- Data shown:
--------
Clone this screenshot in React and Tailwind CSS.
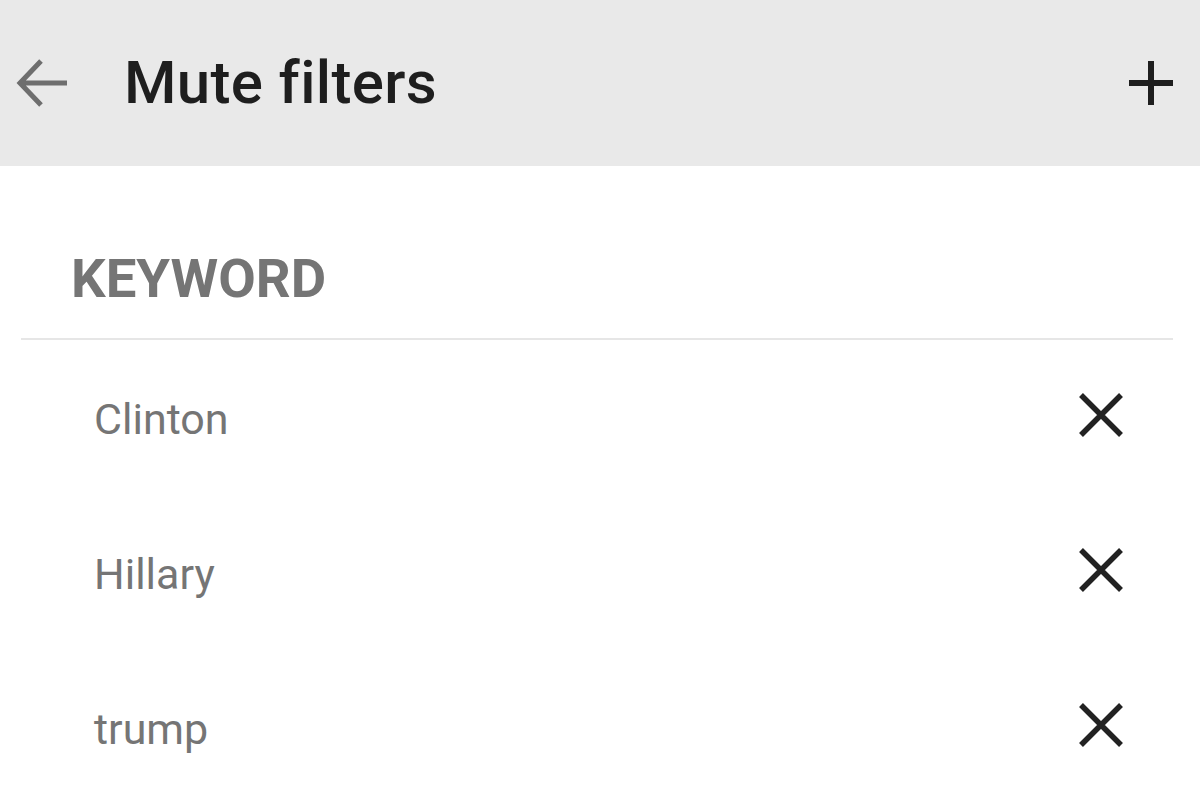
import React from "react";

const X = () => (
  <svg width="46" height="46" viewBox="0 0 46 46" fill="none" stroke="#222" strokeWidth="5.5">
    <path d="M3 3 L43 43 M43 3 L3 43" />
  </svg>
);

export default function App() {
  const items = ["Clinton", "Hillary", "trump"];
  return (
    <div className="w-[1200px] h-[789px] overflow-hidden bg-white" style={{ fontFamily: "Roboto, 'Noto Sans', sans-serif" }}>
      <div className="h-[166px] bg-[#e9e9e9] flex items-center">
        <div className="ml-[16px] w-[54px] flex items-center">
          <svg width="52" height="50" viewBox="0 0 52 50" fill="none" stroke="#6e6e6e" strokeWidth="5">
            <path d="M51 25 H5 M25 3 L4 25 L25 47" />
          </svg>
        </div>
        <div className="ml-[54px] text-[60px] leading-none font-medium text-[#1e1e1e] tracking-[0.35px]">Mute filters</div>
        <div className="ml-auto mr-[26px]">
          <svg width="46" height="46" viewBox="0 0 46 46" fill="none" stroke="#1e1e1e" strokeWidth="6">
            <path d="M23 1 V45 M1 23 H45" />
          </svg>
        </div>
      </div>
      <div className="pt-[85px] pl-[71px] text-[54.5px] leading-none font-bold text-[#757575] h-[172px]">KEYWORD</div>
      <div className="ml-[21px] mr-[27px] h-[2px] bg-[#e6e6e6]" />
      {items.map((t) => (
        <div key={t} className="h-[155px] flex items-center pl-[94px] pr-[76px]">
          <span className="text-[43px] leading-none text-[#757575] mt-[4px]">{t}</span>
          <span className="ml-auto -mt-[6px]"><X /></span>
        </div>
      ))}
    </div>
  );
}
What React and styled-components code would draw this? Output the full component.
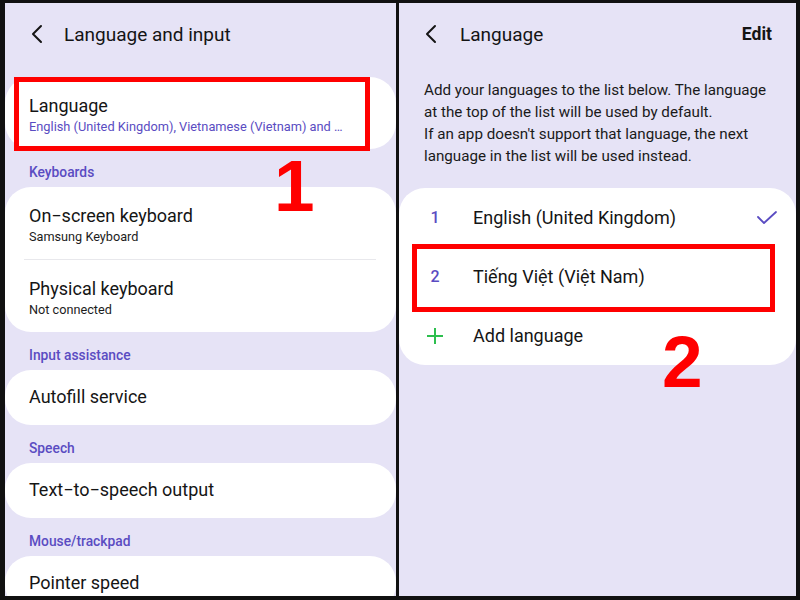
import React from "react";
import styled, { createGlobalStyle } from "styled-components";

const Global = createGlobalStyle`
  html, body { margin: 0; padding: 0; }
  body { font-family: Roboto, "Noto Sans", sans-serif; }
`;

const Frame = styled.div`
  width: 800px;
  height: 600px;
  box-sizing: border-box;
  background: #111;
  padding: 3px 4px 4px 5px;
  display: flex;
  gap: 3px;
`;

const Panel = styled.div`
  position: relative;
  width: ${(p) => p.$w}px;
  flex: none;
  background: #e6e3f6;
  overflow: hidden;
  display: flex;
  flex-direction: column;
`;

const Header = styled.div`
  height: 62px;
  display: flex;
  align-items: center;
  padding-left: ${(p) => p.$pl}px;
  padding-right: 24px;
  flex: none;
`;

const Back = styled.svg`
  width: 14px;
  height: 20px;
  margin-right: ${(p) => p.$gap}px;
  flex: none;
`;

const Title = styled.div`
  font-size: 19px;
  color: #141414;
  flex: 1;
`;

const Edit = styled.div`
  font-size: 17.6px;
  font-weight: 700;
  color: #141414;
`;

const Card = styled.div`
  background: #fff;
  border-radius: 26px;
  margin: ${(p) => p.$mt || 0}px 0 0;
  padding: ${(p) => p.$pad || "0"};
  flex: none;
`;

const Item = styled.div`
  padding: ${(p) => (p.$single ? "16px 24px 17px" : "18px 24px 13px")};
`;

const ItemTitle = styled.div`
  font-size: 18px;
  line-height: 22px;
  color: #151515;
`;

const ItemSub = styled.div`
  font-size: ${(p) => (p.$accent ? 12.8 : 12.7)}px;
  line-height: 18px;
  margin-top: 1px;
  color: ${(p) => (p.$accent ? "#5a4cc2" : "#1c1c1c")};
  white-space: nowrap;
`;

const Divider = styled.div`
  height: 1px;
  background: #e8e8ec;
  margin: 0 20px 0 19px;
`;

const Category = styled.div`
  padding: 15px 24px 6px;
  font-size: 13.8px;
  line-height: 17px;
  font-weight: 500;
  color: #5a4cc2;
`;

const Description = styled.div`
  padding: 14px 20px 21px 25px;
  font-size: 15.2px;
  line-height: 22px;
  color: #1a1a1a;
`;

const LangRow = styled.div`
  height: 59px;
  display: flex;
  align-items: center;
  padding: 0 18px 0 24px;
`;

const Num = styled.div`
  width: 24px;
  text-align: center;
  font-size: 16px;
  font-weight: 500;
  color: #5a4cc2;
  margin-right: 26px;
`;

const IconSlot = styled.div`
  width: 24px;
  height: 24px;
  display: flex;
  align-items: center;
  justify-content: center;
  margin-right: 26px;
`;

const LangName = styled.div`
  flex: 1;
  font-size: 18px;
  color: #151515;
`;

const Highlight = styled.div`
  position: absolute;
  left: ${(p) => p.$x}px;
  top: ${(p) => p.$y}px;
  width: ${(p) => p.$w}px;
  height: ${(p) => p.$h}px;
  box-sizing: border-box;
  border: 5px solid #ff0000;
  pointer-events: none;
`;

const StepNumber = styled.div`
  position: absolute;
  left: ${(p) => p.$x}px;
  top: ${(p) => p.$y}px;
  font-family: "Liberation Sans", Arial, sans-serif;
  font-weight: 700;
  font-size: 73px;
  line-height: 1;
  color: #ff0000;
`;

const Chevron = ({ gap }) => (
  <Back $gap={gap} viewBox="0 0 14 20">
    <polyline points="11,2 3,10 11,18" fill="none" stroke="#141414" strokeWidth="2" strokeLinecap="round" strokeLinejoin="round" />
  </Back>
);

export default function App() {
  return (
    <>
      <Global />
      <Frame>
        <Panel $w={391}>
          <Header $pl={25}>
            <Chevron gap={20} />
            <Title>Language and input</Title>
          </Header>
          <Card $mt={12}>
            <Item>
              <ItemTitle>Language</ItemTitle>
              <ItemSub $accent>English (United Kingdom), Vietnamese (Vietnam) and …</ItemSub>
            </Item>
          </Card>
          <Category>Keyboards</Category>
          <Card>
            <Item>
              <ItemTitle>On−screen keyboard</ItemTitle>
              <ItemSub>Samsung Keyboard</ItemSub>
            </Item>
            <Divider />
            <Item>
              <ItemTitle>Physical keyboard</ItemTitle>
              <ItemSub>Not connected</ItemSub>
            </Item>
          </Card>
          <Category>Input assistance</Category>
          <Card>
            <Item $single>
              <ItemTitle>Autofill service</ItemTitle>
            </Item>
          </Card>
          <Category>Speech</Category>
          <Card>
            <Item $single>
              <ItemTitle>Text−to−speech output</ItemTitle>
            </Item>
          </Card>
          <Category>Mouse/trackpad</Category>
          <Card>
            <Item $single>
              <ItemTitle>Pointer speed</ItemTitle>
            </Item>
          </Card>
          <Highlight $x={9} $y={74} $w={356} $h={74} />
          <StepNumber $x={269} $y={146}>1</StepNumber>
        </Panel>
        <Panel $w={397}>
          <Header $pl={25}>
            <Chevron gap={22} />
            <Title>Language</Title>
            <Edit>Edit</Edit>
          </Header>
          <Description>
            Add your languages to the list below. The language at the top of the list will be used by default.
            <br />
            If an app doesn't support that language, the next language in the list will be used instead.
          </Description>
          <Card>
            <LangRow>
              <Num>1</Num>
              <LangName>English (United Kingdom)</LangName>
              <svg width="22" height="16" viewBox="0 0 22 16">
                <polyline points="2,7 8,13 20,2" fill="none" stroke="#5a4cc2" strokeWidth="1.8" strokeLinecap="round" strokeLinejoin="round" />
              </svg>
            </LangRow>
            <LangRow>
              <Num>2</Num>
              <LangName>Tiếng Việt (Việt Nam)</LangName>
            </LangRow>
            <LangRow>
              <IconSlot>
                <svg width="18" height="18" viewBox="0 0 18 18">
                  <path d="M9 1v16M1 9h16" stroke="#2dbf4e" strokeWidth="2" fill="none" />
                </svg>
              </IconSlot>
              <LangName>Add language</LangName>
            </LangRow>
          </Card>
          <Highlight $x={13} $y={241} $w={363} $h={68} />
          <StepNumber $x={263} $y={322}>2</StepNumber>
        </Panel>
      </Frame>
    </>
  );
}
--------
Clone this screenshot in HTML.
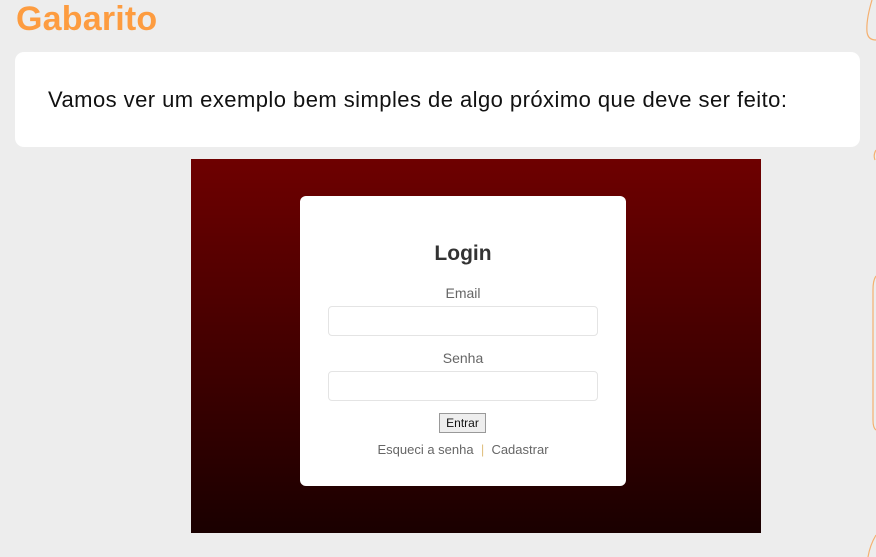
--------
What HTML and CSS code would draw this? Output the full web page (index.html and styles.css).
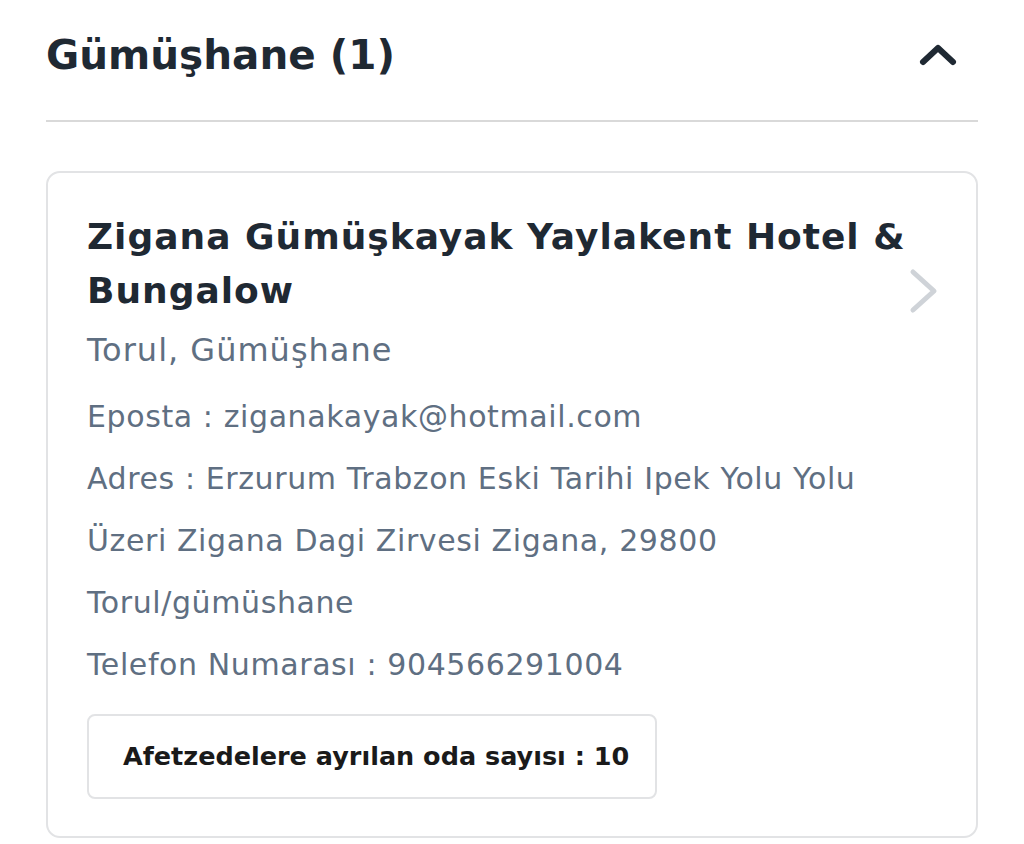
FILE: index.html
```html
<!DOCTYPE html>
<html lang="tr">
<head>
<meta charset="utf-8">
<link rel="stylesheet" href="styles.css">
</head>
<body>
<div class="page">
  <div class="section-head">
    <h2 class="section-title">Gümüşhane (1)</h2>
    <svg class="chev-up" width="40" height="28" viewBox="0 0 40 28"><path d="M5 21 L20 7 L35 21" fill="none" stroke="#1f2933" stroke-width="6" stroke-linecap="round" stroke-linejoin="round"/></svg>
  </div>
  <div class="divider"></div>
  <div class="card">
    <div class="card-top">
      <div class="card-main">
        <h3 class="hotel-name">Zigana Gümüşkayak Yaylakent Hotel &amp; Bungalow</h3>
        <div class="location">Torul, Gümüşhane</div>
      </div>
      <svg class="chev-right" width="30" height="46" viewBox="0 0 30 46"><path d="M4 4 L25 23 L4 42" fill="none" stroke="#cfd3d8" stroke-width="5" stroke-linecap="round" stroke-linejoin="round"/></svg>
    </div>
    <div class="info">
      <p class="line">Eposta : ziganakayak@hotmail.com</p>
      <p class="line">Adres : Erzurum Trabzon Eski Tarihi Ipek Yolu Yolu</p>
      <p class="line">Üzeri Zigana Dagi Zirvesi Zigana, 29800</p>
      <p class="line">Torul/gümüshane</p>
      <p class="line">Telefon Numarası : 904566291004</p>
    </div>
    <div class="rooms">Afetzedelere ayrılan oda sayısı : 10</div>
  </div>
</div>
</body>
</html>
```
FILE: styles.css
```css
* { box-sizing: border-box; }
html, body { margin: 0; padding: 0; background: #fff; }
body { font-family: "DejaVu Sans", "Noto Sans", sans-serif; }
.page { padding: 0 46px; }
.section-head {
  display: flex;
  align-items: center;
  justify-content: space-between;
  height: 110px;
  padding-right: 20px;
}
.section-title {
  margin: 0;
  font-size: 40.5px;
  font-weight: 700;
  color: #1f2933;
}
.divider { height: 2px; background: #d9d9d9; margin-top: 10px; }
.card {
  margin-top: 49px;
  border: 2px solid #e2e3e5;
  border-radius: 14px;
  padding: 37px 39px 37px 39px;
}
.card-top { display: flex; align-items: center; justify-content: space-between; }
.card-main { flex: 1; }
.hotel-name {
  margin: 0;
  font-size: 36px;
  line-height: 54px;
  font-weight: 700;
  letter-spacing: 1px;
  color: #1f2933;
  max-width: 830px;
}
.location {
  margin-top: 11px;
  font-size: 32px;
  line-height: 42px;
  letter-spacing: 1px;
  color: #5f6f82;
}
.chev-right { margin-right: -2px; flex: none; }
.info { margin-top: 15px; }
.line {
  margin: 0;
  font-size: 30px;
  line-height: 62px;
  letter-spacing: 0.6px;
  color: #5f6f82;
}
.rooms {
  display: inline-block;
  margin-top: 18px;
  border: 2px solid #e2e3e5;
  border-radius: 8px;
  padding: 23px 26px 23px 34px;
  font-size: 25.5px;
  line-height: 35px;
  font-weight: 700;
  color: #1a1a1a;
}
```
--------
- Objective:
Using the listing above, show every line that includes the string "What".

- Expected output:
What React and styled-components code would draw this? Output the full component.
What HTML and CSS code would draw this? Output the full web page (index.html and styles.css).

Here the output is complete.